Justin prides himself on the comfortability of his theater, a reason he doesn’t fear the decline of the business one bit. But he also acknowledges the major problems that movie theaters face — both when it comes to security and their ability to entice customers with an enjoyable experience — stem from their staffs. “For a lot of people, a movie theater is a first job. So you have a lot of 15-, 16-, 17-year-olds coming in and they get to experience customer service — a pretty big rush for movies. But it is a little troubling that it’s teenagers on the floor or in the box office. The older managers are secure in their office.” Of course, training a staff to be aware is no easy task. “I think if we train our staff, talk to our staff about keeping their eyes open a little more… It’s hard to say what to look for — you don’t want to single people out because of the way they dress or the way they act.

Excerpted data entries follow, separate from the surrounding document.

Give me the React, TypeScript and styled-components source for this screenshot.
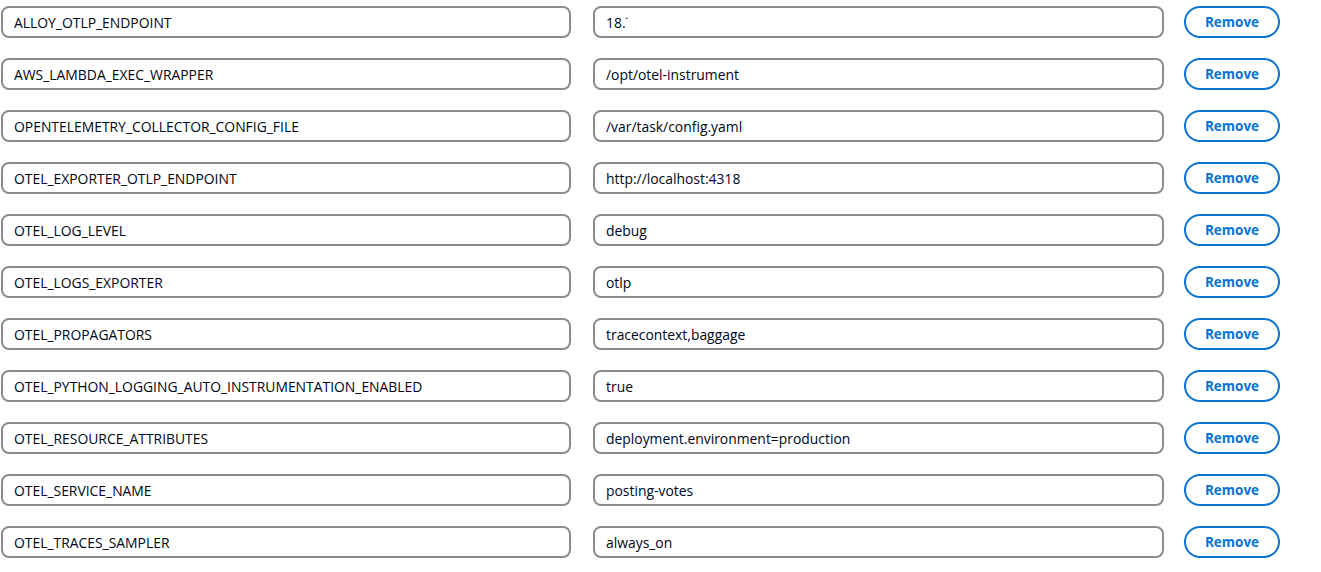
import React from 'react';
import styled, { createGlobalStyle } from 'styled-components';

const GlobalStyle = createGlobalStyle`
  html, body {
    margin: 0;
    padding: 0;
    background: #ffffff;
  }
  body {
    font-family: "Open Sans", "Noto Sans", "Liberation Sans", sans-serif;
  }
`;

const vars: [string, string][] = [
  ['ALLOY_OTLP_ENDPOINT', '18.\u02d9'],
  ['AWS_LAMBDA_EXEC_WRAPPER', '/opt/otel-instrument'],
  ['OPENTELEMETRY_COLLECTOR_CONFIG_FILE', '/var/task/config.yaml'],
  ['OTEL_EXPORTER_OTLP_ENDPOINT', 'http://localhost:4318'],
  ['OTEL_LOG_LEVEL', 'debug'],
  ['OTEL_LOGS_EXPORTER', 'otlp'],
  ['OTEL_PROPAGATORS', 'tracecontext,baggage'],
  ['OTEL_PYTHON_LOGGING_AUTO_INSTRUMENTATION_ENABLED', 'true'],
  ['OTEL_RESOURCE_ATTRIBUTES', 'deployment.environment=production'],
  ['OTEL_SERVICE_NAME', 'posting-votes'],
  ['OTEL_TRACES_SAMPLER', 'always_on'],
];

const List = styled.div`
  display: flex;
  flex-direction: column;
  gap: 20px;
  padding: 6px 0 0 1px;
`;

const Row = styled.div`
  display: flex;
  align-items: center;
`;

const Field = styled.input<{ $w: number }>`
  box-sizing: border-box;
  width: ${(p) => p.$w}px;
  height: 32px;
  padding: 0 11px;
  border: 2px solid #8c8c94;
  border-radius: 8px;
  background: #ffffff;
  color: #000716;
  font-family: "Open Sans", "Noto Sans", "Liberation Sans", sans-serif;
  font-size: 13.9px;
  outline: none;
`;

const Gap = styled.div<{ $w: number }>`
  width: ${(p) => p.$w}px;
  flex: none;
`;

const RemoveButton = styled.button`
  box-sizing: border-box;
  width: 96px;
  height: 32px;
  border: 2px solid #0972d3;
  border-radius: 20px;
  background: #ffffff;
  color: #0972d3;
  font-family: "Open Sans", "Noto Sans", "Liberation Sans", sans-serif;
  font-size: 13.5px;
  font-weight: 700;
  cursor: pointer;
  padding: 0;
`;

export default function App() {
  return (
    <>
      <GlobalStyle />
      <List>
        {vars.map(([k, v]) => (
          <Row key={k}>
            <Field $w={570} value={k} readOnly />
            <Gap $w={22} />
            <Field $w={571} value={v} readOnly />
            <Gap $w={20} />
            <RemoveButton>Remove</RemoveButton>
          </Row>
        ))}
      </List>
    </>
  );
}
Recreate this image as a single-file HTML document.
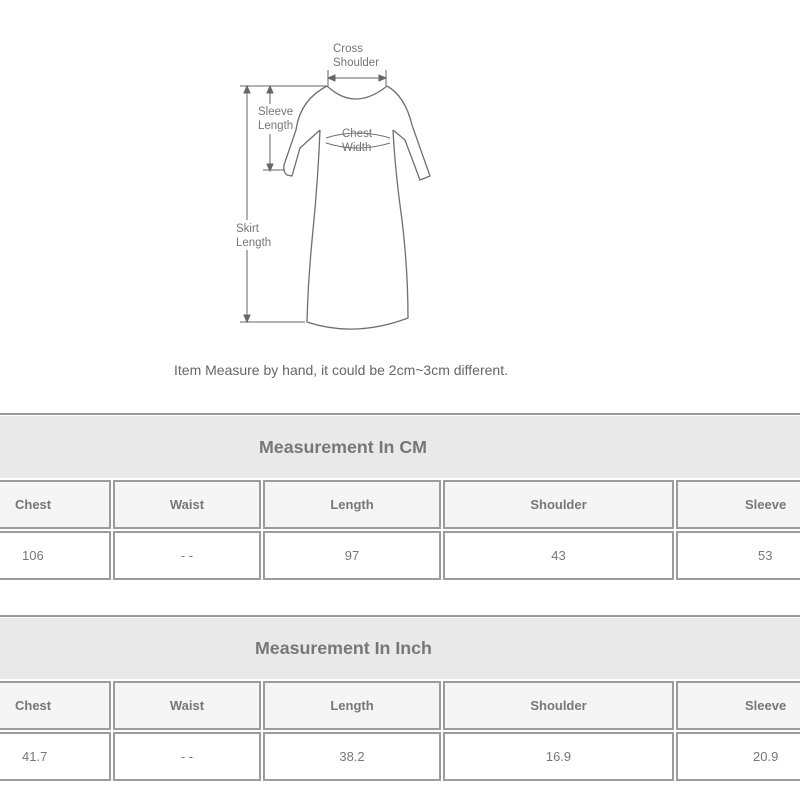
<!DOCTYPE html>
<html><head><meta charset="utf-8"><style>
body{margin:0;width:800px;height:800px;background:#fff;position:relative;overflow:hidden;font-family:"Liberation Sans",Arial,sans-serif;color:#666}
.a{position:absolute;box-sizing:border-box}
.line{background:#9a9a9a;height:2px}
.band{background:#e9e9e9;font-weight:bold;font-size:17.8px;color:#777;display:flex;align-items:center}
.c{border:2px solid #9c9c9c;display:flex;align-items:center;justify-content:center;font-size:13px;color:#777}
.h{background:#f5f5f5;font-weight:bold}
.d{background:#fff}
.cap{font-size:14px;color:#666}
svg text{font-family:"Liberation Sans",sans-serif;font-size:11.5px;fill:#777}
</style></head><body>
<svg class="a" style="left:0;top:0" width="800" height="400" viewBox="0 0 800 400">
<g fill="none" stroke="#6f6f6f" stroke-width="1.3">
<path d="M327,86 Q355,112 387,86"/>
<path d="M327,86 Q300,100 296,130 L284,165 Q283,172 287,175 L292,176 L300,148 L320,130"/>
<path d="M387,86 Q405,96 412,125 L430,176 L420,180 L405,140 L393,130"/>
<path d="M320,130 Q318,180 313,230 Q308,280 307,322 Q355,338 408,318 Q408,270 402,220 Q395,170 393,130"/>
<path d="M326,138 Q357,128 390,138" stroke-width="1"/>
<path d="M326,143 Q357,153 390,143" stroke-width="1"/>
</g>
<g stroke="#666" stroke-width="1" fill="#666">
<line x1="240" y1="86" x2="327" y2="86"/><line x1="240" y1="322" x2="305" y2="322"/>
<line x1="247" y1="88" x2="247" y2="220"/><line x1="247" y1="250" x2="247" y2="320"/>
<path d="M247,86 l-3,7 h6z"/><path d="M247,322 l-3,-7 h6z"/>
<line x1="270" y1="88" x2="270" y2="104"/><line x1="270" y1="134" x2="270" y2="170"/>
<line x1="263" y1="170" x2="285" y2="170"/>
<path d="M270,86 l-3,7 h6z"/><path d="M270,171 l-3,-7 h6z"/>
<line x1="328" y1="70" x2="328" y2="86"/><line x1="386" y1="70" x2="386" y2="86"/>
<line x1="328" y1="78" x2="386" y2="78"/>
<path d="M328,78 l7,-3 v6z"/><path d="M386,78 l-7,-3 v6z"/>
</g>
<text x="333" y="52">Cross</text><text x="333" y="66">Shoulder</text>
<text x="258" y="115">Sleeve</text><text x="258" y="129">Length</text>
<text x="342" y="137">Chest</text><text x="342" y="151">Width</text>
<text x="236" y="232">Skirt</text><text x="236" y="246">Length</text>
</svg>
<div class="a cap" style="left:174px;top:362px">Item Measure by hand, it could be 2cm~3cm different.</div>

<div class="a line" style="left:0;top:413px;width:800px"></div>
<div class="a band" style="left:0;top:416px;width:800px;height:62px;padding-left:259px">Measurement In CM</div>
<div class="a c h" style="left:-4px;top:480px;width:115px;height:49px;justify-content:flex-start;padding-left:17px">Chest</div>
<div class="a c h" style="left:113px;top:480px;width:148px;height:49px">Waist</div>
<div class="a c h" style="left:263px;top:480px;width:178px;height:49px">Length</div>
<div class="a c h" style="left:443px;top:480px;width:231px;height:49px">Shoulder</div>
<div class="a c h" style="left:676px;top:480px;width:180px;height:49px;justify-content:flex-start;padding-left:67px">Sleeve</div>
<div class="a c d" style="left:-4px;top:531px;width:115px;height:49px;justify-content:flex-start;padding-left:24px">106</div>
<div class="a c d" style="left:113px;top:531px;width:148px;height:49px">- -</div>
<div class="a c d" style="left:263px;top:531px;width:178px;height:49px">97</div>
<div class="a c d" style="left:443px;top:531px;width:231px;height:49px">43</div>
<div class="a c d" style="left:676px;top:531px;width:180px;height:49px;justify-content:flex-start;padding-left:80px">53</div>

<div class="a line" style="left:0;top:615px;width:800px"></div>
<div class="a band" style="left:0;top:618px;width:800px;height:61px;padding-left:255px">Measurement In Inch</div>
<div class="a c h" style="left:-4px;top:681px;width:115px;height:49px;justify-content:flex-start;padding-left:17px">Chest</div>
<div class="a c h" style="left:113px;top:681px;width:148px;height:49px">Waist</div>
<div class="a c h" style="left:263px;top:681px;width:178px;height:49px">Length</div>
<div class="a c h" style="left:443px;top:681px;width:231px;height:49px">Shoulder</div>
<div class="a c h" style="left:676px;top:681px;width:180px;height:49px;justify-content:flex-start;padding-left:67px">Sleeve</div>
<div class="a c d" style="left:-4px;top:732px;width:115px;height:49px;justify-content:flex-start;padding-left:24px">41.7</div>
<div class="a c d" style="left:113px;top:732px;width:148px;height:49px">- -</div>
<div class="a c d" style="left:263px;top:732px;width:178px;height:49px">38.2</div>
<div class="a c d" style="left:443px;top:732px;width:231px;height:49px">16.9</div>
<div class="a c d" style="left:676px;top:732px;width:180px;height:49px;justify-content:flex-start;padding-left:75px">20.9</div>
</body></html>
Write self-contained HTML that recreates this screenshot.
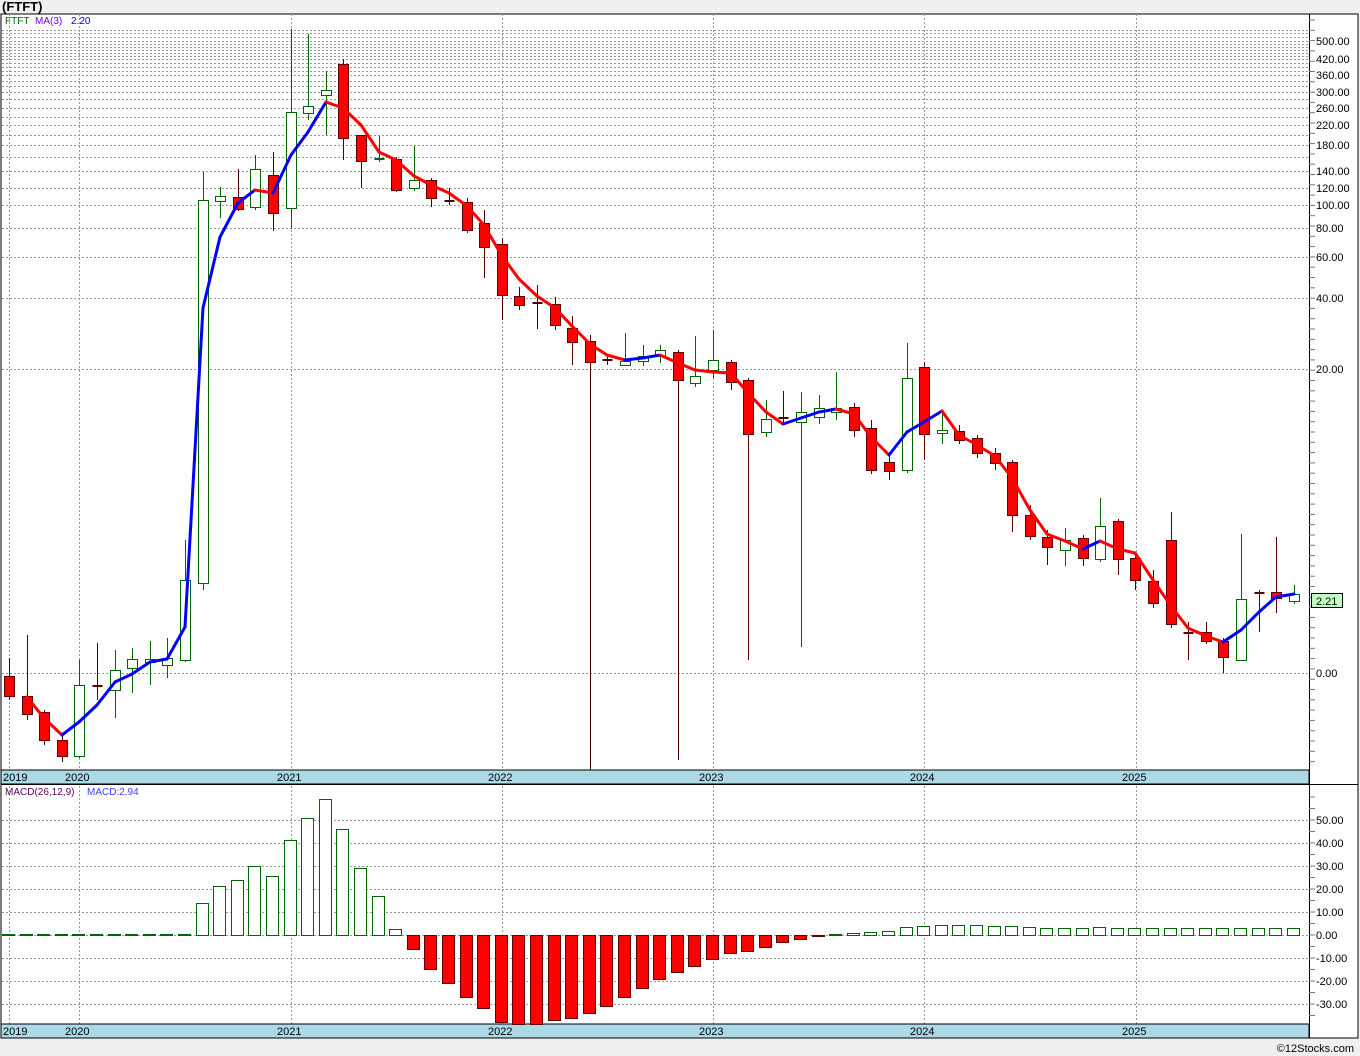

It’s really difficult.”
As a multi-million dollar industry, movie theaters may not need our sympathy, but it’s also a business that now faces an even greater challenge. Theaters’ noisy auditoriums and high-priced snacks have been keeping people at home with their high-definition entertainment systems. Why leave the protection of the couch when something disastrous could go down at a movie theater? Or have the painstaking, TSA-level process of a security line chew up hours of an evening? For Justin, there’s a hope that the draw of a great blockbuster could outweigh the potential for future incidents. “I hope people see this as an isolated incident and as more information about this guy comes out, they’ll start understanding who he was,” he says. “We were worried for [The Dark Knight Rises], if it would affect our attendance, but we’ve been really busy. I’m sure [people are] concerned, but I think they want to see their movies.”